You Can’t Keep a Good School Down: St. Joseph’s Annual Gala Fuels Education in the Heart of New Mexico


When you’re a mission school in one of the poorest Dioceses in the country, raising the money just to keep the doors open can be a full-time activity. So it’s safe to say that for Antonio Trujillo, principal of St. Joseph School in San Fidel, a lot of hopes and dreams were riding on the success of his school’s biggest annual fundraiser.

“A Night Under the Stars” is just what it sounds like: a weekend gala, art and wine auction, held outside on the school grounds. In the weeks leading up to the event, a record number of tickets were sold, and the school was expecting its biggest turnout ever. On the day of the gala, the tables were set, the art was in place, and students stood ready to give personal tours of their school to guests.

Then it began to rain.

St. Joseph School students perform traditional dances for guests. Photo by Herb Mosher.
St. Joseph School students perform traditional dances for guests. Photos by Herb Mosher.

“We had put this amazingly beautiful event together for outside,” said Krysty Ronchetti, the gala’s main organizer. “And it rained, like cats and dogs.”

She recalls her deep disappointment, especially since she was married to one of the event’s emcees, Mark Ronchetti, a weatherman for KRQE in Albuquerque.

“We were prepared for the worst, but I’m telling you, we got there, and Antonio was like ‘Hey! We love rain, rain is good, we’re gonna roll with it!’ So he actually brought the mood up for everybody.”

And indeed, looking back, Trujillo could not be happier with the turnout, despite the weather. Everything was moved inside to the school cafeteria, and the rest of the evening went off without a hitch.

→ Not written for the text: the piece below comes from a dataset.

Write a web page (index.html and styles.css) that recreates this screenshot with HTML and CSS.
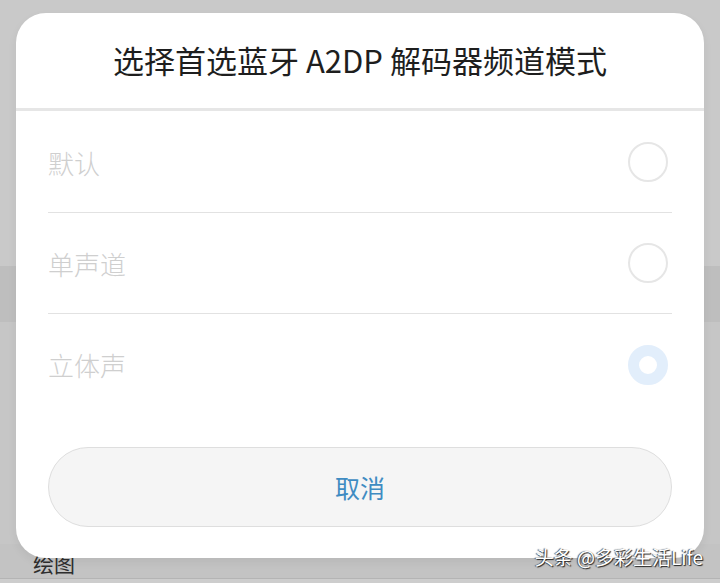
FILE: index.html
```html
<!DOCTYPE html>
<html lang="zh-CN">
<head>
    <meta charset="UTF-8">
    <meta name="viewport" content="width=device-width, initial-scale=1.0">
    <title>A2DP 解码器频道模式</title>
    <link rel="stylesheet" href="styles.css">
</head>
<body>

    <!-- Settings page behind the dimmed overlay -->
    <div class="backdrop">
        <div class="bg-top"></div>
        <div class="bg-band"></div>
        <div class="bg-middle"></div>
        <div class="bg-bottom">
            <span class="bg-label">绘图</span>
        </div>
        <div class="bg-foot"></div>
    </div>

    <!-- Choice dialog -->
    <div class="dialog">
        <h1 class="dialog-title">选择首选蓝牙 A2DP 解码器频道模式</h1>
        <ul class="options">
            <li class="option">
                <span class="option-label">默认</span>
                <span class="radio"></span>
            </li>
            <li class="option">
                <span class="option-label">单声道</span>
                <span class="radio"></span>
            </li>
            <li class="option">
                <span class="option-label">立体声</span>
                <span class="radio checked"></span>
            </li>
        </ul>
        <button class="cancel-btn">取消</button>
    </div>

    <div class="watermark">头条 @多彩生活Life</div>

</body>
</html>
```

FILE: styles.css
```css
* {
    margin: 0;
    padding: 0;
    box-sizing: border-box;
}

body {
    width: 720px;
    height: 583px;
    overflow: hidden;
    position: relative;
    font-family: "Noto Sans CJK SC", "Noto Sans", sans-serif;
    background-color: #c8c8c8;
}

/* background page */
.backdrop {
    display: flex;
    flex-direction: column;
    height: 583px;
}

.bg-top {
    height: 266px;
    background-color: #c9c9c9;
}

.bg-band {
    height: 56px;
    background-color: #bebebe;
}

.bg-middle {
    height: 222px;
    background-color: #c6c6c6;
}

.bg-bottom {
    height: 34px;
    background-color: #c3c3c3;
    padding-left: 33px;
    display: flex;
    align-items: flex-end;
}

.bg-label {
    font-size: 21px;
    line-height: 30px;
    color: #2e2e2e;
}

.bg-foot {
    flex: 1;
    border-top: 1px solid #b4b4b4;
    background-color: #cdcdcd;
}

/* dialog */
.dialog {
    position: absolute;
    top: 13px;
    left: 16px;
    width: 688px;
    height: 545px;
    background-color: #fff;
    border-radius: 30px;
    display: flex;
    flex-direction: column;
    box-shadow: 0 4px 10px rgba(0, 0, 0, 0.06);
}

.dialog-title {
    height: 98px;
    padding-bottom: 3px;
    display: flex;
    align-items: center;
    justify-content: center;
    font-size: 31px;
    font-weight: 400;
    color: #1e1e1e;
    border-bottom: 3px solid #e6e6e6;
}

.options {
    list-style: none;
    padding: 1px 32px 0;
}

.option {
    height: 101px;
    display: flex;
    align-items: center;
    justify-content: space-between;
    border-bottom: 1px solid #e2e2e2;
}

.option:last-child {
    border-bottom: none;
}

.option-label {
    font-size: 26px;
    font-weight: 300;
    color: #cfcfcf;
}

.radio {
    width: 40px;
    height: 40px;
    margin-right: 4px;
    border-radius: 50%;
    border: 2px solid #e6e6e6;
}

.radio.checked {
    border: 11px solid #e2eefb;
}

.cancel-btn {
    margin: 32px 32px 0;
    height: 80px;
    border-radius: 40px;
    border: 1px solid #dedede;
    background-color: #f5f5f5;
    font-family: inherit;
    font-size: 25px;
    color: #3f8cc2;
}

.watermark {
    position: absolute;
    right: 17px;
    top: 543px;
    font-size: 19px;
    color: #fff;
    text-shadow: 1px 1px 1px #222, -1px 0 1px #444;
}
```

“It was a blessing despite the downpour that we had,” he said. “The food was great, the entertainment was great, the kids did a phenomenal job or articulating and presenting what they’re learning here at St. Joseph Mission School. It was phenomenal.”

Even the guest speakers were unphased by the weather.

“We had the Governor of Acoma, Kurt Riley. He’s an alumni of St. Joseph School,” Trujillo said. “He came here from 1960 to 1966, and talked about how the education here prepared hum to become a pharmacist later on in his life, and now to be a leader here at Acoma, as their Governor.”

Ronchetti, too, views the event as a success. She’s not Catholic, but she describes “falling in love” with the school after a friend brought her along to an open house event at the school, and after receiving a tour from students.

Acoma Pueblo Governor Kurt Riley, who attended St. Joseph School as a young man, gives a speech to the guests at the gala.
Acoma Pueblo Governor Kurt Riley, who attended St. Joseph School as a young man, gives a speech to the guests at the gala.

“That’s what sold me on it, was seeing these kids in action, was seeing their school and how proud they are,” she says. “Even the families of these students are some of the kindest people I’ve ever met. It’s a genuine place, which is what God calls us to do with our tithing, he calls us to put it towards the good of people. And I believe this is the perfect example of a place to do that.”

For Trujillo, the whole purpose of a Catholic education is to form the mind, body, and spirit of students, which is why, even with local public schools available, parents return each year to the school as the provider of their children’s education.

“We offer a sense of allowing God, through our Catholic traditions, to enter our hearts first, before anything else begins, and that’s how we’re different, that we allow spirituality, the spirit of each individual, grow, so that it permeates the way they think, the way they study, the way they act towards each other, the way they are respectful, and how that proclaims Jesus in the world. We’re basically bringing these children to know God intimately first, so that it permeates everything else they will do, and the gifts that they’ve been given by God.”

Ronchetti, who runs a marketing firm that has worked closely with the “New Mexico True” campaign, believes that this spirituality symbolizes the heart and soul of the people of New Mexico.

“I volunteer in the public schools all the time, and those kids don’t jump up, and greet me, and look me in the eye, and say ‘thank you for coming’, or tell me how their day is or welcome me. These kids – it’s ingrained in them already. You can see the difference. This is one of the poorest schools I’ve ever walked into, ever. And it is obvious they need our help. And we are a state that supports – we want to be proud of New Mexico? This is an actual situation where we can be really proud of people who were born here in New Mexico, who are trying to make this a better place to live, and these kids are going to be the next generation, here in New Mexico.”

Trujillo recalls that as the gala drew to a close, people still lingered, with smiles on their faces. Despite the weather, the wine and art auction was a huge success and spirits were high.

For this little school in a remote corner of New Mexico, the call to educate and to serve continues to be answered.